1. The Calvinist-Arminian debate is an old one, but it seems blissfully unaware that there are serious alternatives to this rather stale binary opposition. It might seem a bit obvious, since it’s been suggested many times before, but a really compelling alternative is that of Karl Barth. Why? Well, it all comes down to understanding what we mean by freedom. The problem with both Calvinism and Arminianism is that freedom—whether the freedom of God or the freedom of the human being, respectively—has been defined in the abstract. The Calvinist freedom of God (i.e., the absolute sovereignty to determine the elect and the reprobate) and the Arminian freedom of humanity (i.e., the free will to determine one’s eternal identity in response to the gospel message) are both known prior to and apart from how God has actually exercised freedom in the person of Jesus.
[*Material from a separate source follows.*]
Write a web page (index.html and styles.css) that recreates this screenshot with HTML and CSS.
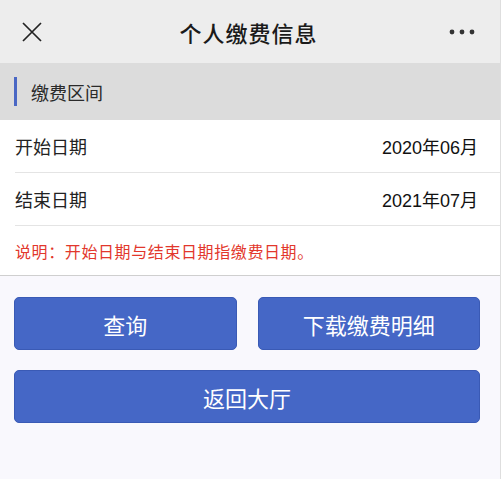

In other words, both are metaphysical conceptions of freedom. They are abstract notions not determined by the concrete particularity of God’s self-revelation. Now it may be that both sides simply don’t care; they like their metaphysics and cling to it tightly. That could very well be the case. But it’s important to point out just what is being assumed on both sides. In both cases, Christ is not definitive for what divine and human freedom means theologically.

2. Of course, to lift up Barth as a possible solution to the debate is not new, nor is it very persuasive to hard-core adherents of both positions. I suspect Calvinists and Arminians want their abstract conceptions of freedom, not because they care about the debates over metaphysics but because they are both deeply afraid of what it mean to go a different route. To put it directly, both Calvinists and Arminians are afraid of universalism. Calvinists need an abstract divine freedom (that is, an abstract decision of predestination) because their commitment to irresistible grace and the efficacy of God’s election means that a divine freedom determined by Christ’s reconciling promeity would result in the salvation of all people. Arminians need an abstract human freedom because their commitment to God’s universal desire for all to be saved (see Olson’s reference to 1 Tim. 2:4 above) would mean, again, that all humans would be saved were it not for our ability to thwart God’s will. But maybe—just maybe!—the problem is the presupposition by both sides that the salvation of all people is absolutely prohibited as a possible option in theology. Maybe our abstract commitments to a non-universalist eschatology and to certain notions of what freedom means for God and for human beings are at the root of the problem. Maybe we should let the reconciling mission of Christ determine what we can say about freedom and eschatological consummation.

3. In other words, the following claim by Olson is a false binary: “Either God wanted hell antecedently, in which case God is a monster, or God only wants hell consequently (to the fall) and that means God doesn’t exactly ‘win’ in every sense, right?” The answer is no and no. I agree with Olson that God would be a monster for willing hell in advance. The old doctrine of double predestination is indeed a diabolic position to hold. But the Arminian alternative fares no better. Is a God who sends people to hell really much worse than a God who is impotent in the end to save those who reject the gospel (or never hear it in the first place)? The former is a God who is sovereign but cruel; the latter is a God who is weak but loving. The former is protologically monstrous, while the latter is eschatologically monstrous. But it’s unacceptable either way. If all are not finally saved, then God cannot be said to have “won.” And a God who does not “win”—who does not fully and finally accomplish God’s own perfect will—is simply not the God attested in scripture.

4. We can put the problem another way: for both Calvinists and Arminians, love and justice have been defined in the abstract, i.e., apart from God’s concrete self-communication in Christ. Thus both pit love and justice in a competitive relationship. Calvinism grounds the competition in God’s eternal predestination—so that God determines where love will “win” and where justice will “win.” Arminianism grounds the competition in the conflict between a loving God and a sinful humanity: God loves everyone, but this loving divine will is overpowered by a human refusal of this love that, according to the rules of the game, forces God to exact justice. If we begin with Christ, however, it turns out that love and justice are non-competitively related, since it is precisely the love of God for all that God’s cruciform justice serves to accomplish. Justice is simply the form that God’s love takes in the event of the cross. The notions of love and justice are not theologically meaningful independent of and prior to the actualization of God’s just love in the concrete reality of Jesus Christ. The attempt to define them in advance and then figure out how they relate theologically results in this intractable debate.

5. This whole debate also seems to take for granted the notion that eschatology refers to something “beyond death,” that is, beyond each person’s individual perishing. Maybe that’s something we need to reconsider as well.